Copy out all the lines where "this" shows up.

(Dataset excerpt)
○ ○ ○ ○ ○

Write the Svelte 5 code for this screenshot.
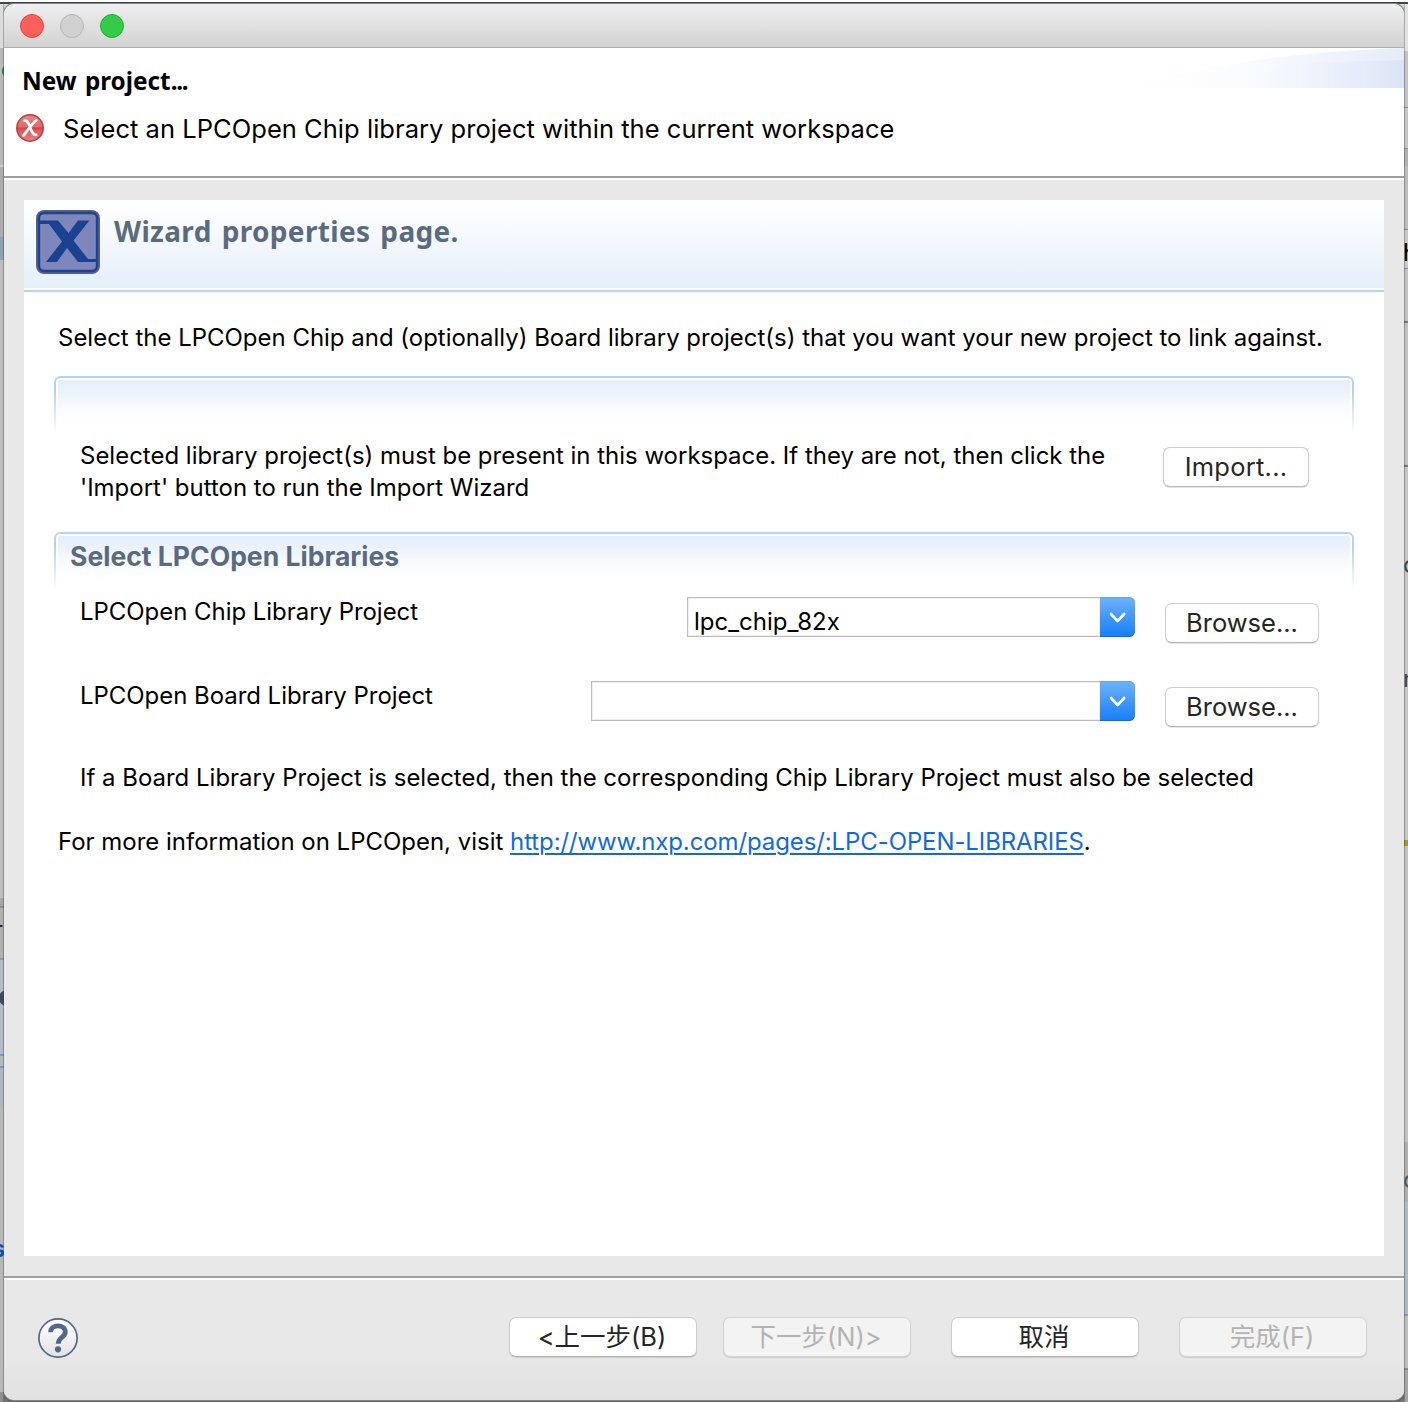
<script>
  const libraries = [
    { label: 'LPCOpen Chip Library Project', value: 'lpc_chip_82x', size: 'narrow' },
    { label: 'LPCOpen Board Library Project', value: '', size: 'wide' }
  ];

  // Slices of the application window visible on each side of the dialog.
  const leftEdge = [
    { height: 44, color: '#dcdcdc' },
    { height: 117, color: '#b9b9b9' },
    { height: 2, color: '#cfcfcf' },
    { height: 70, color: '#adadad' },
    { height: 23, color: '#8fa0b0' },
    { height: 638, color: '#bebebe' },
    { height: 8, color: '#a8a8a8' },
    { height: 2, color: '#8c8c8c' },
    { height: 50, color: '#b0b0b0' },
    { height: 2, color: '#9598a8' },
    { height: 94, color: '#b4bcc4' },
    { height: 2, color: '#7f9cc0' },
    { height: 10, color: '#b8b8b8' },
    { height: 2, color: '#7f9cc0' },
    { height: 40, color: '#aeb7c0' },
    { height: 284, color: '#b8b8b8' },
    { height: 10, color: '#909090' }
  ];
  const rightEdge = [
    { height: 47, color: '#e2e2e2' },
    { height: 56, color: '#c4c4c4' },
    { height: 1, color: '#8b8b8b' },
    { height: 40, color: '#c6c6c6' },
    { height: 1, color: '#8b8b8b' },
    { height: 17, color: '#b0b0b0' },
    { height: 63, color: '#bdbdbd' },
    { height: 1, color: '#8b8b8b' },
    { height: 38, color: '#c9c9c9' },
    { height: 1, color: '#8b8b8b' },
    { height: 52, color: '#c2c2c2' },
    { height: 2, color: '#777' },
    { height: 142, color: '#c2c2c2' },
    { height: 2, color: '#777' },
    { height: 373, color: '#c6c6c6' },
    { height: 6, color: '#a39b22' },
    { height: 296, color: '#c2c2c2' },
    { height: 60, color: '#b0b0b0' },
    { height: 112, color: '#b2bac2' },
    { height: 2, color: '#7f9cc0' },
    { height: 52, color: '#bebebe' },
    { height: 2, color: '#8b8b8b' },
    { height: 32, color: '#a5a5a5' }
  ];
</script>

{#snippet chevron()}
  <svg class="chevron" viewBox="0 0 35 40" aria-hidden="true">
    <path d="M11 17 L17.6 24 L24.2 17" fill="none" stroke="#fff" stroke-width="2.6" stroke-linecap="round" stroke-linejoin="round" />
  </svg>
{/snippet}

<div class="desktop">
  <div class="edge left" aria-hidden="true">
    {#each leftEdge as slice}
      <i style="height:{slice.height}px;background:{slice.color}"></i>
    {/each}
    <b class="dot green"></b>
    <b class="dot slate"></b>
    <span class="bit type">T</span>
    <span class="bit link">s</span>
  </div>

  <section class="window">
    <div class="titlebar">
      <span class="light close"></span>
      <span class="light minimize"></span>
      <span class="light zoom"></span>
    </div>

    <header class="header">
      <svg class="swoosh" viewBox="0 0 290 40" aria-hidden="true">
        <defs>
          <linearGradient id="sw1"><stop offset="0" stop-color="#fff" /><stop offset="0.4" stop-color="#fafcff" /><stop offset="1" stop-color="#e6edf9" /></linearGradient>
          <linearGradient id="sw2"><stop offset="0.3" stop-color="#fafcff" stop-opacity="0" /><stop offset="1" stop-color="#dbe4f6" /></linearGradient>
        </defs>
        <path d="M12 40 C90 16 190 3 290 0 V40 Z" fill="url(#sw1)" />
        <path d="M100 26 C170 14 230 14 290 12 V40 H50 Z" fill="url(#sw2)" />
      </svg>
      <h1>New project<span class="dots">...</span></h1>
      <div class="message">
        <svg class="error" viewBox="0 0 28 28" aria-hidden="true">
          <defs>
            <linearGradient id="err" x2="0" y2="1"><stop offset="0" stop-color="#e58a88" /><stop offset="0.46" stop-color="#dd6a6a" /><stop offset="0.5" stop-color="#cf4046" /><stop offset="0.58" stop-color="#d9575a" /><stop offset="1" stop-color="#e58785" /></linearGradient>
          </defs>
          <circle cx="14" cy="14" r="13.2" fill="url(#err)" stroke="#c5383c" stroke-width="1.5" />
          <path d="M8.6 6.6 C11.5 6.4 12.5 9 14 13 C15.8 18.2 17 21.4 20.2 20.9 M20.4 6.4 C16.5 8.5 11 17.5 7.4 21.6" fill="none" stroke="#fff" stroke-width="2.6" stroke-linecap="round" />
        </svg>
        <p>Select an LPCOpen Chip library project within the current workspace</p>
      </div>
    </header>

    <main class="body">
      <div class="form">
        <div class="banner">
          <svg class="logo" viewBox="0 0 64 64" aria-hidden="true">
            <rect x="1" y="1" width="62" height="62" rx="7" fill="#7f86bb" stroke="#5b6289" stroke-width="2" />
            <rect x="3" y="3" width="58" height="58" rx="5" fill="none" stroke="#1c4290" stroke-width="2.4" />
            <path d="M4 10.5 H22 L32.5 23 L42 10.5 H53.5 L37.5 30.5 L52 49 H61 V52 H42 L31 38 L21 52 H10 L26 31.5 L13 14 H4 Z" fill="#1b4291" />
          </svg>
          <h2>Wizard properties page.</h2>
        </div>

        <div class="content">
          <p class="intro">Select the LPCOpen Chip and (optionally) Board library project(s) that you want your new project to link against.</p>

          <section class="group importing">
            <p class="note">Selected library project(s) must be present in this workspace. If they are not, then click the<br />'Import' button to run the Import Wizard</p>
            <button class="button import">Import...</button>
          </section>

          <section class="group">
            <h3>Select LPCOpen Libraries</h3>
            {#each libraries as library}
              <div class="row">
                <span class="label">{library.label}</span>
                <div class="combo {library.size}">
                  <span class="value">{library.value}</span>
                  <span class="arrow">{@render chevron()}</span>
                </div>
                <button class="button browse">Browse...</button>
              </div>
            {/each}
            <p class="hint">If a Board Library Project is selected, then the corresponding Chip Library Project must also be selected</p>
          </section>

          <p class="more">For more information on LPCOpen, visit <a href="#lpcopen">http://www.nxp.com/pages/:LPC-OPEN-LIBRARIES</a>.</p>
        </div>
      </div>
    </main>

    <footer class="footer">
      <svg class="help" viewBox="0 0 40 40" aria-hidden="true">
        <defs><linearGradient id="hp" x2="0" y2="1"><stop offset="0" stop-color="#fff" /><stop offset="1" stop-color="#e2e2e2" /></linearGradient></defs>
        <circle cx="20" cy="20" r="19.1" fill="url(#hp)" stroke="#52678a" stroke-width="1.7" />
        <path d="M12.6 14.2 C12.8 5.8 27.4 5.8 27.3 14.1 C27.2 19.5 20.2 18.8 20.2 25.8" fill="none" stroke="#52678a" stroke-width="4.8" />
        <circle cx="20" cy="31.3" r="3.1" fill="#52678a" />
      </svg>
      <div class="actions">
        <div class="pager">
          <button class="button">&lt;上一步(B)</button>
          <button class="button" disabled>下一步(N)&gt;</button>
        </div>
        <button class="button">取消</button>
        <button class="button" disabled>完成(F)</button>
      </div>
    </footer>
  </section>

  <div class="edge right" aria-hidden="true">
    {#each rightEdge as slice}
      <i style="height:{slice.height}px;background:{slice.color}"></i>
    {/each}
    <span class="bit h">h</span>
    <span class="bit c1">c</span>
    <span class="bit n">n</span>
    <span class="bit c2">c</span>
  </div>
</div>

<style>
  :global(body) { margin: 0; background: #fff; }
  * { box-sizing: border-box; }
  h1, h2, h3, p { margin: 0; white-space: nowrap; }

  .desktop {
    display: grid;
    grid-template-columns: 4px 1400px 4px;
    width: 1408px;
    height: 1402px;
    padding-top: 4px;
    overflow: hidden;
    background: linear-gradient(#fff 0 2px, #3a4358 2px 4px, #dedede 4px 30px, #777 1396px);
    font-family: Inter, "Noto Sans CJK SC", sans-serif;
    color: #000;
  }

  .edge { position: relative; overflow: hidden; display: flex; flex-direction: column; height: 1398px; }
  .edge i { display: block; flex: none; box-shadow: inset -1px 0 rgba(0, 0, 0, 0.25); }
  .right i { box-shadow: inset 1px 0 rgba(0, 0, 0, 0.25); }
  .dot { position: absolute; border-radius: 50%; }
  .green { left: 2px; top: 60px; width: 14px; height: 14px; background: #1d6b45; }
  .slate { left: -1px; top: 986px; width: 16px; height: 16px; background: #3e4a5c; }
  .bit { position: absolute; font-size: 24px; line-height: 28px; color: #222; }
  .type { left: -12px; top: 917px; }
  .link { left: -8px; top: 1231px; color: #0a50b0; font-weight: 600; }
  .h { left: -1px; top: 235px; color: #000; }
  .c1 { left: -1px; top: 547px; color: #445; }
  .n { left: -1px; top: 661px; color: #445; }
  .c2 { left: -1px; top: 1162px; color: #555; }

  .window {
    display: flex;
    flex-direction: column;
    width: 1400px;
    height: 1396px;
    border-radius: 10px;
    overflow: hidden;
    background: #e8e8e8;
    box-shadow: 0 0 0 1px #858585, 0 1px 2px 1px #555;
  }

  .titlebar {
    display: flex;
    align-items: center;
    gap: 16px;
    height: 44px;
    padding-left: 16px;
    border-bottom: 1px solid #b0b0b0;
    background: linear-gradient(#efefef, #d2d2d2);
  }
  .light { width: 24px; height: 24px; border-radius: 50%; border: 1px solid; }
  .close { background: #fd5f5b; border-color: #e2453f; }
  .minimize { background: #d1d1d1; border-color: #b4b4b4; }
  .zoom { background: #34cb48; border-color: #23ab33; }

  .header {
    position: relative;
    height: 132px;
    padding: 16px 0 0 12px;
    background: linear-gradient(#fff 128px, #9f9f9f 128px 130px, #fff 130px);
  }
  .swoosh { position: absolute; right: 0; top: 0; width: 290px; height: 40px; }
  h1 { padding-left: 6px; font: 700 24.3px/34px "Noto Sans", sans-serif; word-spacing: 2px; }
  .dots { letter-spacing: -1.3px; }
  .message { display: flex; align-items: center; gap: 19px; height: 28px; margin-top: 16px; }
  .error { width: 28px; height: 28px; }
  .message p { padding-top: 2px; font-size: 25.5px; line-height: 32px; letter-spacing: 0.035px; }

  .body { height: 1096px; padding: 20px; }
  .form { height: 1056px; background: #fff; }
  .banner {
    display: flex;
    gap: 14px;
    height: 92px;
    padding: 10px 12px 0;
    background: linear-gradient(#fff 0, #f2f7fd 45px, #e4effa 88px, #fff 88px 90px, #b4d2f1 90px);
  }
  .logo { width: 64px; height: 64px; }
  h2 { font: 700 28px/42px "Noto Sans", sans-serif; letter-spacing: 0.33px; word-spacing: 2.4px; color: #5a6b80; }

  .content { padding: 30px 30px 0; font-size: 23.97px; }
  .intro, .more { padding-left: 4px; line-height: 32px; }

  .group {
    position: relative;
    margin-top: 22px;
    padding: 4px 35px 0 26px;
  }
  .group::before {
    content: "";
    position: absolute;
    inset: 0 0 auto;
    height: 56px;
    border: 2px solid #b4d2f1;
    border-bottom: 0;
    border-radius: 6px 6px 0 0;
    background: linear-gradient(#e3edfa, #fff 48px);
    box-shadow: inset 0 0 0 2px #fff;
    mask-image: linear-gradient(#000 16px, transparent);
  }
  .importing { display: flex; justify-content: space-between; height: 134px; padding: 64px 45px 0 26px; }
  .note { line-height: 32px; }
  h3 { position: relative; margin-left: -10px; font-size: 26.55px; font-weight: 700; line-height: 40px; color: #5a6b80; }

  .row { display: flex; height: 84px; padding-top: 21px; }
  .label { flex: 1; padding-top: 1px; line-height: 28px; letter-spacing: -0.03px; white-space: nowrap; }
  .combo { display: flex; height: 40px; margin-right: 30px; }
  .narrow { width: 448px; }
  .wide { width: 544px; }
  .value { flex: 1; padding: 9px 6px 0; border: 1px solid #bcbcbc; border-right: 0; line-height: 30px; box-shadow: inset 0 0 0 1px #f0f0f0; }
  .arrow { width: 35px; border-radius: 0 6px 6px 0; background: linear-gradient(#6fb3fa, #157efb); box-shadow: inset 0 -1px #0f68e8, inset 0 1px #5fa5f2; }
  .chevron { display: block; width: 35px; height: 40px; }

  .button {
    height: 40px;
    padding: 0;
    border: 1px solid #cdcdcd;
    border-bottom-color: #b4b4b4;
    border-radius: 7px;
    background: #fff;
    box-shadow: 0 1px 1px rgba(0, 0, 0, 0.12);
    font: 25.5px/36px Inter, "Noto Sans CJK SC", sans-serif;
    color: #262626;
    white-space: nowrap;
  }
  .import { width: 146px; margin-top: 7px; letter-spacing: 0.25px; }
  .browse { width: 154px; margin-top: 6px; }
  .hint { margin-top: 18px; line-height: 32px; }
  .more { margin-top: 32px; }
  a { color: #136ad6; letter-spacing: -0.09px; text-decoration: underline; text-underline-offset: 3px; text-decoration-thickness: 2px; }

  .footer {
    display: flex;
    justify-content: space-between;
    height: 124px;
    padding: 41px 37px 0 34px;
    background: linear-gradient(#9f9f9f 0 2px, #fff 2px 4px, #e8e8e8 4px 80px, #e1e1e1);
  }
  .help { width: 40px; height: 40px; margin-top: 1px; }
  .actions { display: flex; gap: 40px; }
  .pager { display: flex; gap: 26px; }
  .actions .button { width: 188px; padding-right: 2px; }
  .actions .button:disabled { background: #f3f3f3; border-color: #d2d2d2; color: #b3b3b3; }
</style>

○ ○ ○ ○ ○

(Task output)
Write the Svelte 5 code for this screenshot.
            <p class="note">Selected library project(s) must be present in this workspace. If they are not, then click the<br />'Import' button to run the Import Wizard</p>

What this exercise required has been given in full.